Just what was Master Elihu for Halloween? An Anchiornis. An early, feathered dinosaur. He was bedecked in crispy, high-contrast black and white feathers with a large headpiece of red and black feathers rather like a Mohawk, two shining eyeballs with tiny dots of white to create depth, a foot-long beak with pointy white teeth, a six foot wingspan and bendy, curving black claws at his feet and wings, with large, scary-looking nails. All accurate, by the way. He wore his costume the week prior, to a neighboring community’s event. (It’s nice to get a ‘dress rehearsal’ before the big day; it’s an opportunity to fix the bugs and make last-minute adjustments.) Elihu entered the costume contest there and surprisingly he didn’t win or even place. I was kinda shocked at that, but even more shocked that he didn’t care a whit. ‘What a really good kid’ I thought, truly impressed. He had a lot of emotional investment in that costume. In the end though, only two things mattered: that people responded to it and that his wings could really move some air. Both of those requirements were enthusiastically met.
Yesterday, in and among our many stops we attended a telling of scary stories by local heroes the Bruchac family, a clan that has chosen to celebrate the tiny bit of Abenaki Indian blood they share by dedicating their lives’ work to the promotion of the culture through the sharing of stories, music and artifacts. It was snowing fat, moist clumps when we arrived (having just left a party with a band that invited Elihu to sit in with his djembe on the next set, ah well, can’t do it all) and we were glad to see they, like us, were running just a little late and had yet to begin the really scary stories. We took our place in the small audience. What a lovely and unexpected surprise when one of our hosts announced there would be a prize for the best costume – and that they were awarding it to this fellow here – he motioned to Elihu, who with such a potentially appreciative audience as this had thankfully not yet removed his headdress. He won a book written by the speaker and afterward had it signed. Ha! That more than made up for the oversight by the frumpy matrons in the Wilton rec center the week before. That, and the post-performance discussion about birds with several like-minded as we stood in the lobby ready to leave. Just perfect.

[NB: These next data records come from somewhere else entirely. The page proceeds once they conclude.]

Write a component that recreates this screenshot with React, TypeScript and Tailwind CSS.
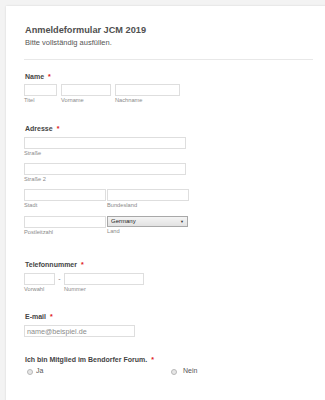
import React from "react";

const font = { fontFamily: '"Liberation Sans", Arial, sans-serif' };

const Req = () => <span className="text-[#e02020] ml-[4px]">*</span>;

const Label = ({ children }: { children: React.ReactNode }) => (
  <div className="text-[7px] font-bold text-[#444] leading-[9px] whitespace-nowrap">
    {children}
    <Req />
  </div>
);

const Sub = ({ children }: { children: React.ReactNode }) => (
  <span className="text-[5.7px] text-[#8a8a8a] leading-[7px] mt-[1px]">{children}</span>
);

const Field = ({ w, sub }: { w: string; sub?: string }) => (
  <div className="flex flex-col">
    <div className={`h-[12px] border border-[#dedede] bg-white ${w}`} />
    {sub && <Sub>{sub}</Sub>}
  </div>
);

const App: React.FC = () => {
  return (
    <div className="w-[325px] h-[400px] overflow-hidden bg-[#f3f3f3] pl-[6px] pt-[6px]" style={font}>
      <div className="bg-white w-[340px] h-[420px] shadow-[0_0_2px_rgba(0,0,0,0.12)] pl-[18px]">
        <div className="pt-[19px] pb-[12px] border-b border-[#e8e8e8] w-[289px] pl-[1px]">
          <h1 className="text-[9.2px] font-bold text-[#505050] leading-[10px]">Anmeldeformular JCM 2019</h1>
          <p className="text-[7.5px] text-[#555] leading-[9px] mt-[3px]">Bitte vollständig ausfüllen.</p>
        </div>

        <div className="mt-[12px]">
          <div className="pl-[1px]">
            <Label>Name</Label>
          </div>
          <div className="flex gap-[4px] mt-[3px]">
            <Field w="w-[33px]" sub="Titel" />
            <Field w="w-[50px]" sub="Vorname" />
            <Field w="w-[65px]" sub="Nachname" />
          </div>
        </div>

        <div className="mt-[20px]">
          <div className="pl-[1px]">
            <Label>Adresse</Label>
          </div>
          <div className="flex flex-col mt-[4px]">
            <Field w="w-[162px]" sub="Straße" />
            <div className="mt-[6px]">
              <Field w="w-[162px]" sub="Straße 2" />
            </div>
            <div className="flex gap-[1px] mt-[6px]">
              <Field w="w-[82px]" sub="Stadt" />
              <Field w="w-[82px]" sub="Bundesland" />
            </div>
            <div className="flex gap-[1px] mt-[7px]">
              <Field w="w-[82px]" sub="Postleitzahl" />
              <div className="flex flex-col">
                <div className="w-[81px] h-[11px] border border-[#a8a8a8] bg-[linear-gradient(#f4f4f4,#e2e2e2)] flex items-center justify-between pl-[3px] pr-[3px]">
                  <span className="text-[6px] text-[#222] leading-[9px]">Germany</span>
                  <span className="text-[4px] text-[#333]">▼</span>
                </div>
                <Sub>Land</Sub>
              </div>
            </div>
          </div>
        </div>

        <div className="mt-[24px]">
          <div className="pl-[1px]">
            <Label>Telefonnummer</Label>
          </div>
          <div className="flex mt-[4px]">
            <Field w="w-[31px]" sub="Vorwahl" />
            <span className="text-[7px] text-[#777] w-[9px] text-center leading-[12px]">-</span>
            <Field w="w-[80px]" sub="Nummer" />
          </div>
        </div>

        <div className="mt-[19px]">
          <div className="pl-[1px]">
            <Label>E-mail</Label>
          </div>
          <div className="mt-[4px] w-[111px] h-[12px] border border-[#dedede] flex items-center px-[2px]">
            <span className="text-[7.2px] text-[#8a8a8a] leading-[9px]">name@beispiel.de</span>
          </div>
        </div>

        <div className="mt-[18px]">
          <div className="pl-[1px]">
            <Label>Ich bin Mitglied im Bendorfer Forum.</Label>
          </div>
          <div className="flex mt-[3px] h-[9px] items-center">
            <div className="flex items-center w-[144px] pl-[3px]">
              <span className="w-[6px] h-[6px] rounded-full border border-[#b8b8b8] bg-[#e6e6e6]" />
              <span className="text-[7px] text-[#555] ml-[3px]">Ja</span>
            </div>
            <div className="flex items-center pl-[3px]">
              <span className="w-[6px] h-[6px] rounded-full border border-[#b8b8b8] bg-[#e6e6e6]" />
              <span className="text-[7px] text-[#555] ml-[6px]">Nein</span>
            </div>
          </div>
        </div>

        <div className="mt-[22px] pl-[1px]">
          <Label>Ich bin mit der Weitergabe meiner Adresse an andere Teilnehmer einverstanden.</Label>
        </div>
      </div>
    </div>
  );
};

export default App;
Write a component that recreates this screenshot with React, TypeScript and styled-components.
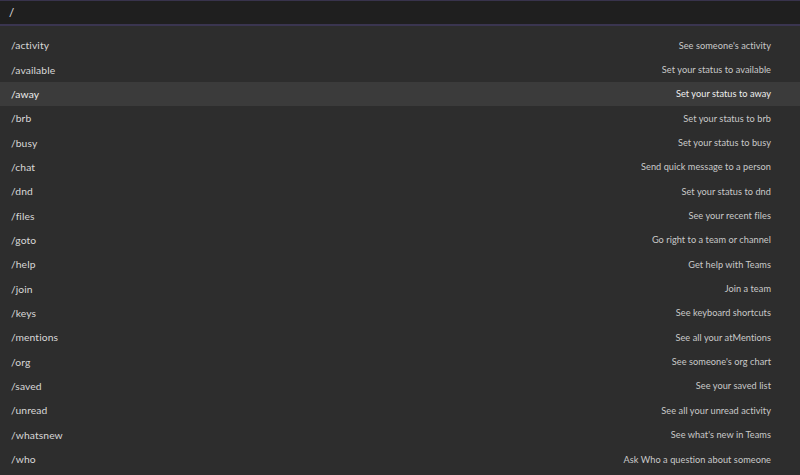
import styled, { createGlobalStyle } from 'styled-components'

const GlobalStyle = createGlobalStyle`
  html, body {
    margin: 0;
    padding: 0;
    background: #2d2d2d;
  }
  body {
    font-family: Lato, 'Open Sans', sans-serif;
    -webkit-font-smoothing: antialiased;
  }
`

const Page = styled.div`
  width: 800px;
  height: 475px;
  overflow: hidden;
  display: flex;
  flex-direction: column;
  background: #2d2d2d;
`

const InputBar = styled.div`
  height: 23px;
  border-top: 1px solid #38334c;
  border-bottom: 2px solid #3a3550;
  background: #1f1f1f;
  display: flex;
  align-items: center;
  padding: 0 9px;
  color: #e6e6e6;
  font-size: 11.5px;
`

const List = styled.ul`
  list-style: none;
  margin: 0;
  padding: 7px 0 0;
  display: flex;
  flex-direction: column;
`

const Row = styled.li<{ $active?: boolean }>`
  height: 24.35px;
  display: flex;
  align-items: center;
  justify-content: space-between;
  padding: 0 29px 0 11px;
  background: ${(p) => (p.$active ? '#3b3b3b' : 'transparent')};
`

const Command = styled.span<{ $active?: boolean }>`
  font-size: 10.3px;
  letter-spacing: 0.1px;
  color: ${(p) => (p.$active ? '#eeeeee' : '#d8d8d8')};
`

const Hint = styled.span<{ $active?: boolean }>`
  font-size: 9.2px;
  letter-spacing: 0.05px;
  color: ${(p) => (p.$active ? '#f0f0f0' : '#c9c9c9')};
`

const commands = [
  ['/activity', "See someone's activity"],
  ['/available', 'Set your status to available'],
  ['/away', 'Set your status to away'],
  ['/brb', 'Set your status to brb'],
  ['/busy', 'Set your status to busy'],
  ['/chat', 'Send quick message to a person'],
  ['/dnd', 'Set your status to dnd'],
  ['/files', 'See your recent files'],
  ['/goto', 'Go right to a team or channel'],
  ['/help', 'Get help with Teams'],
  ['/join', 'Join a team'],
  ['/keys', 'See keyboard shortcuts'],
  ['/mentions', 'See all your atMentions'],
  ['/org', "See someone's org chart"],
  ['/saved', 'See your saved list'],
  ['/unread', 'See all your unread activity'],
  ['/whatsnew', "See what's new in Teams"],
  ['/who', 'Ask Who a question about someone'],
]

const App = () => {
  return (
    <>
      <GlobalStyle />
      <Page>
        <InputBar>/</InputBar>
        <List>
          {commands.map(([cmd, hint]) => {
            const active = cmd === '/away'
            return (
              <Row key={cmd} $active={active}>
                <Command $active={active}>{cmd}</Command>
                <Hint $active={active}>{hint}</Hint>
              </Row>
            )
          })}
        </List>
      </Page>
    </>
  )
}

export default App
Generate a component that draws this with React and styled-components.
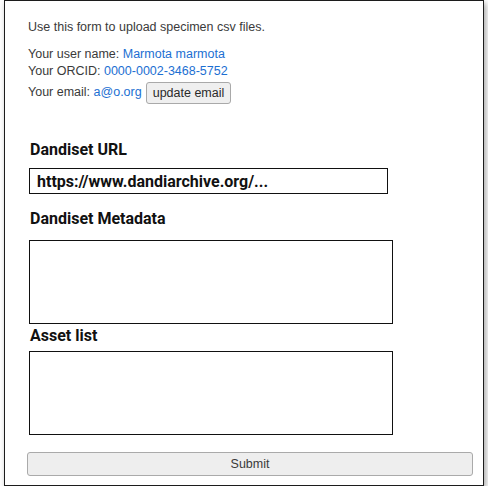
import React from "react";
import styled, { createGlobalStyle } from "styled-components";

const GlobalStyle = createGlobalStyle`
  body {
    margin: 0;
    background: #ffffff;
    font-family: "Liberation Sans", Arial, sans-serif;
  }
`;

const Frame = styled.div`
  box-sizing: border-box;
  width: 480px;
  height: 486px;
  margin-left: 4px;
  border: 1px solid #1c1c1c;
  background: #ffffff;
  box-shadow: 2px 3px 6px rgba(0, 0, 0, 0.35);
  padding-top: 18px;
`;

const Intro = styled.p`
  margin: 0 0 11px 23px;
  font-size: 12.5px;
  line-height: 16px;
  color: #3a3a3a;
`;

const Info = styled.div`
  margin-left: 23px;
  font-size: 12.5px;
  color: #3a3a3a;
`;

const InfoRow = styled.div`
  height: ${props => props.$tall ? "24px" : "17px"};
  line-height: ${props => props.$tall ? "24px" : "17px"};
  white-space: nowrap;
`;

const Link = styled.a`
  color: #1c6fd2;
  text-decoration: none;
`;

const SmallButton = styled.button`
  box-sizing: border-box;
  vertical-align: middle;
  height: 22px;
  padding: 0 6px;
  margin: 0 0 0 4px;
  font-family: "Liberation Sans", Arial, sans-serif;
  font-size: 12.5px;
  color: #2a2a2a;
  background: #efefef;
  border: 1px solid #a9a9a9;
  border-radius: 3px;
`;

const Form = styled.form`
  display: flex;
  flex-direction: column;
  margin-top: 36px;
`;

const Label = styled.label`
  display: block;
  margin: ${props => props.$margin || "0"};
  padding-left: 25px;
  font-family: Roboto, "Liberation Sans", sans-serif;
  font-weight: 700;
  font-size: 16px;
  line-height: 19px;
  color: #111111;
`;

const UrlInput = styled.input`
  box-sizing: border-box;
  width: 359px;
  height: 26px;
  margin-left: 24px;
  padding: 0 7px;
  border: 1px solid #111111;
  border-radius: 0;
  font-family: Roboto, "Liberation Sans", sans-serif;
  font-weight: 700;
  font-size: 16px;
  color: #111111;
  outline: none;
`;

const TextBox = styled.textarea`
  box-sizing: border-box;
  display: block;
  width: 364px;
  height: 84px;
  margin-left: 24px;
  border: 1px solid #111111;
  border-radius: 0;
  resize: none;
  outline: none;
`;

const SubmitButton = styled.button`
  box-sizing: border-box;
  width: 446px;
  height: 24px;
  margin: 17px 0 0 22px;
  font-family: "Liberation Sans", Arial, sans-serif;
  font-size: 12.5px;
  color: #3a3a3a;
  background: #eeeeee;
  border: 1px solid #aaaaaa;
  border-radius: 3px;
`;

const App = () => {
  return (
    <>
      <GlobalStyle />
      <Frame>
        <Intro>Use this form to upload specimen csv files.</Intro>
        <Info>
          <InfoRow>
            Your user name: <Link href="#">Marmota marmota</Link>
          </InfoRow>
          <InfoRow>
            Your ORCID: <Link href="#">0000-0002-3468-5752</Link>
          </InfoRow>
          <InfoRow $tall>
            Your email: <Link href="#">a@o.org</Link>
            <SmallButton type="button">update email</SmallButton>
          </InfoRow>
        </Info>
        <Form onSubmit={e => e.preventDefault()}>
          <Label $margin="0 0 9px">Dandiset URL</Label>
          <UrlInput defaultValue="https://www.dandiarchive.org/..." />
          <Label $margin="15px 0 12px">Dandiset Metadata</Label>
          <TextBox />
          <Label $margin="2px 0 6px">Asset list</Label>
          <TextBox />
          <SubmitButton type="submit">Submit</SubmitButton>
        </Form>
      </Frame>
    </>
  );
};

export default App;
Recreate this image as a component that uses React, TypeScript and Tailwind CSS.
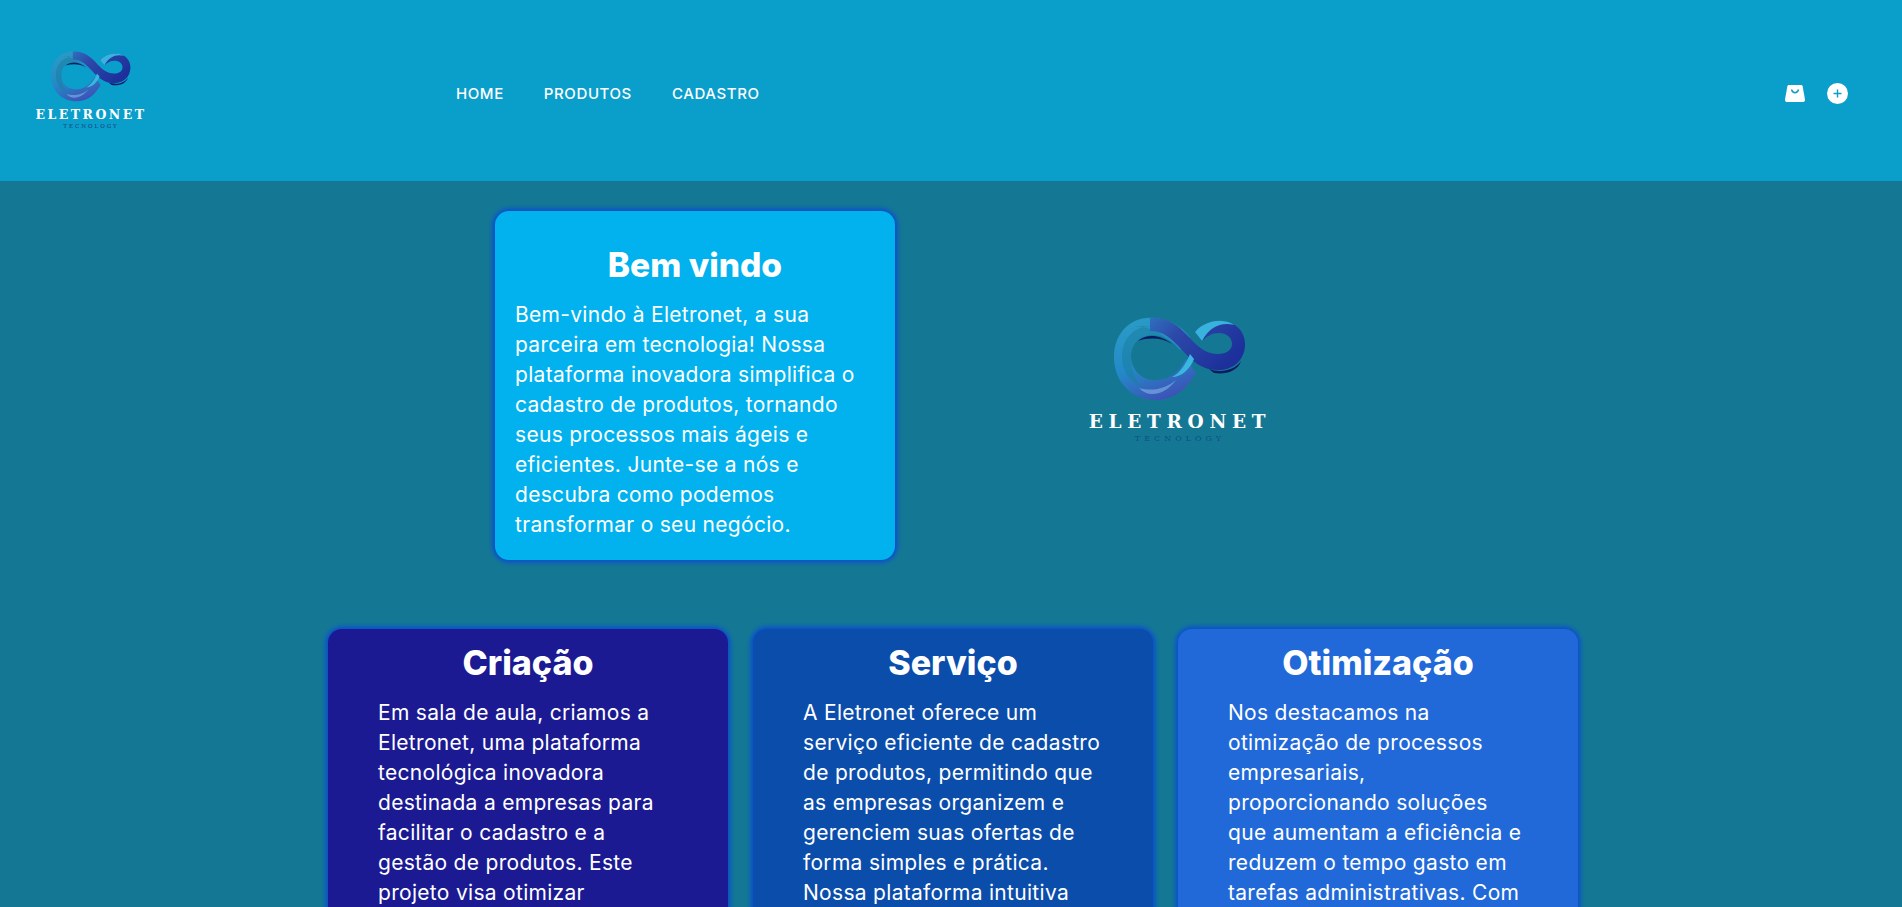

We then joined Grandma, Grandpa and Uncle Andrew at a party on the other side of town in an ancient brick home with wood stoves and crumbling plaster. We’ve joined this family at their party every year since Elihu was born. Behind the old house there’s a footpath illuminated by candles in old coffee cans that winds up the steep, wooded hill to the bonfire where most of the guests stand and talk. We pay a visit to the circle, and shortly thereafter a woman correctly identifies Elihu’s costume. His jaw drops open, then he recovers in a burst of laughter. He is absolutely thrilled. Plus, she’s actually seen the real fossil at Yale. Again, it’s just the very best news he could hear. Shortly we are making our way down the forest path through the falling snow to say goodnight to our hostess.
In the space of fourteen hours we did a lot. While the day included such mundane events as an hour of mobility work with his vision coach and home-bound, bird-related chores, it also included a pony ride, busking, being interviewed and filmed for the paper, attending several parties, being recognized as an Anchiornis by two people, jamming with some musicians, winning a prize for his costume, making s’mores around a campfire in the woods and coming home to a cozy house and a scary bedtime story. We both fell asleep as soon as I was finished reading.
And just now, as I begin to enjoy our do-nothing day, Elihu runs in my room to tell me that the Juncos are back. Ah, this is truly a wonderful weekend.
It’s Halloween and we haven’t missed a single thing.